The Liability Clause: Defining Member Responsibility

The fourth clause in your Memorandum of Association (MoA) is the Liability Clause. This clause outlines the financial responsibility of your company’s members (shareholders) in case the company is wound up or closed down.

Limited Liability Company

In this common setup, the clause states that members’ liability is limited. This means their personal assets are generally protected, and they’re only responsible for the unpaid amount on their shares, if any.

Unlimited Liability Company

In this less common type, the clause clearly states that members have unlimited liability. This means their personal assets could be used to settle the company’s debts if it’s wound up.

Guarantee Limited Company

Here, the clause mentions that members’ liability is limited to the amount they’ve agreed to contribute if the company closes down. This amount is specified in their undertaking.

The Capital Clause: Outlining Your Company’s Share Structure

The final and fifth clause in your Memorandum of Association (MoA) deals with your company’s capital structure. If your company is limited by shares or is a guarantee limited company with share capital, this clause will specify the authorized capital and how it’s divided into shares of a fixed value.

The authorized capital is the maximum amount of money your company can raise by issuing shares. You can divide this capital into shares of any value you choose, such as Rs. 10, Rs. 20, Rs. 100, or Rs. 1,000.
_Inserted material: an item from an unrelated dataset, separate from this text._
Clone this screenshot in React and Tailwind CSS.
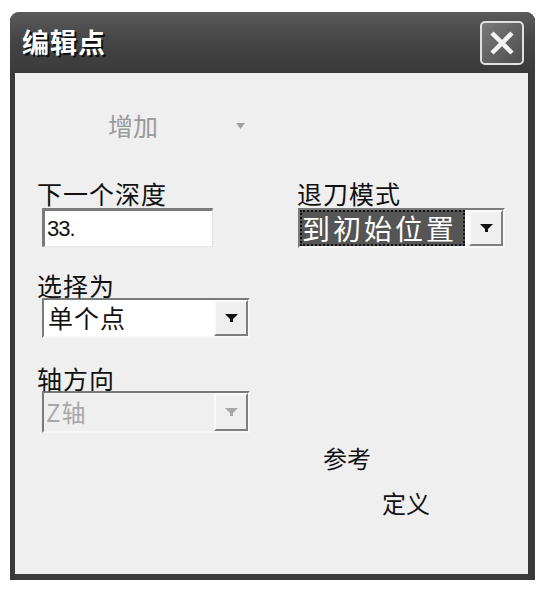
import React from 'react'

const cjk = "font-['Noto_Sans_CJK_SC','Liberation_Sans',sans-serif]"

const Arrow = ({ color = '#111' }) => (
    <svg width="13" height="8" viewBox="0 0 13 8">
        <path d="M0 0h13L8 5v3H5V5z" fill={color} />
    </svg>
)

const DropButton = ({ disabled }) => (
    <div className="w-[34px] h-full flex items-center justify-center bg-[#efefef] border-2 border-t-[#fafafa] border-l-[#fafafa] border-r-[#7e7e7e] border-b-[#7e7e7e]">
        <Arrow color={disabled ? '#a8a8a8' : '#111'} />
    </div>
)

const Label = ({ children }) => (
    <div className={`${cjk} text-[25px] leading-[28px] text-[#111] tracking-[1px]`}>{children}</div>
)

const EditPoint = () => {
    return (
        <div className="w-[550px] h-[604px] bg-white pt-[12px] pl-[10px]">
            {/* window */}
            <div className="w-[525px] h-[568px] bg-[#3a3a3a] rounded-t-[9px] flex flex-col">
                {/* title bar */}
                <div className="h-[61px] flex items-center justify-between pl-[12px] pr-[11px] rounded-t-[9px] bg-gradient-to-b from-[#5a5a5a] via-[#444] to-[#3a3a3a]">
                    <span className={`${cjk} text-[27px] font-bold text-white [text-shadow:2px_2px_0_#111] tracking-[1px]`}>编辑点</span>
                    <div className="w-[44px] h-[44px] rounded-[5px] border-2 border-[#e0e0e0] bg-gradient-to-br from-[#7a7a7a] to-[#4e4e4e] flex items-center justify-center">
                        <svg width="28" height="28" viewBox="0 0 28 28">
                            <path d="M4 4L24 24M24 4L4 24" stroke="#f4f4f4" strokeWidth="4.5" />
                        </svg>
                    </div>
                </div>

                {/* body */}
                <div className="flex-1 ml-[5px] mr-[7px] mb-[6px] bg-[#efefef] pl-[22px]">
                    <div className="mt-[38px] flex items-center">
                        <span className={`${cjk} ml-[71px] text-[25px] leading-[28px] text-[#9a9a9a]`}>增加</span>
                        <span className="ml-[78px] mt-[2px]">
                            <svg width="9" height="6" viewBox="0 0 9 6"><path d="M0 0h9L4.5 6z" fill="#a0a0a0" /></svg>
                        </span>
                    </div>

                    <div className="mt-[40px] grid grid-cols-[260px_1fr]">
                        <div>
                            <Label>下一个深度</Label>
                            <div className="mt-[1px] ml-[5px] w-[171px] h-[39px] bg-white border-t-[3px] border-l-[3px] border-b border-r border-t-[#7a7a7a] border-l-[#7a7a7a] border-b-[#e4e4e4] border-r-[#e4e4e4] flex items-center pl-[2px]">
                                <span className="font-['Liberation_Sans',sans-serif] text-[22px] text-[#111] tracking-[-1px]">33.</span>
                            </div>
                        </div>
                        <div>
                            <Label>退刀模式</Label>
                            <div className="mt-[1px] ml-[1px] w-[207px] h-[40px] bg-white border-2 border-t-[#7a7a7a] border-l-[#7a7a7a] border-b-[#f6f6f6] border-r-[#f6f6f6] flex items-stretch">
                                <div className="w-[165px] bg-[#555] border-2 border-dotted border-[#111] flex items-center">
                                    <span className={`${cjk} text-[28px] leading-none text-white tracking-[3px]`}>到初始位置</span>
                                </div>
                                <div className="flex-1" />
                                <DropButton />
                            </div>
                        </div>
                    </div>

                    <div className="mt-[23px]">
                        <Label>选择为</Label>
                        <div className="mt-[-1px] ml-[5px] w-[208px] h-[40px] bg-white border-2 border-t-[#7a7a7a] border-l-[#7a7a7a] border-b-[#f6f6f6] border-r-[#f6f6f6] flex items-stretch">
                            <span className={`${cjk} flex-1 flex items-center pl-[4px] text-[25px] text-[#111] tracking-[1px]`}>单个点</span>
                            <DropButton />
                        </div>
                    </div>

                    <div className="mt-[26px]">
                        <Label>轴方向</Label>
                        <div className="mt-[-1px] ml-[5px] w-[208px] h-[42px] bg-[#efefef] border-2 border-t-[#7a7a7a] border-l-[#7a7a7a] border-b-[#f6f6f6] border-r-[#f6f6f6] flex items-stretch">
                            <span className={`${cjk} flex-1 flex items-center pl-[2px] text-[24px] text-[#a8a8a8] tracking-[1px]`}>Z轴</span>
                            <DropButton disabled />
                        </div>
                    </div>

                    <div className={`${cjk} mt-[11px] ml-[286px] text-[24px] leading-[28px] text-[#111]`}>参考</div>
                    <div className={`${cjk} mt-[17px] ml-[345px] text-[24px] leading-[28px] text-[#111]`}>定义</div>
                </div>
            </div>
        </div>
    )
}

export default EditPoint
At the end of the MoA, the people setting up the company (the subscribers) sign their names to show their agreement to form the company and to take the number of shares listed next to their names.

Wrapping Up

The Memorandum of Association (MoA) is the cornerstone of your company. It’s a vital document that you need to file with the registrar of companies, along with other paperwork, to officially establish your business. The MoA includes crucial details about your company’s name, registered address, business goals, liability structure, and share capital.

Crafting your MoA carefully is essential because it outlines the scope of your business activities, the size of your company, and its legal structure.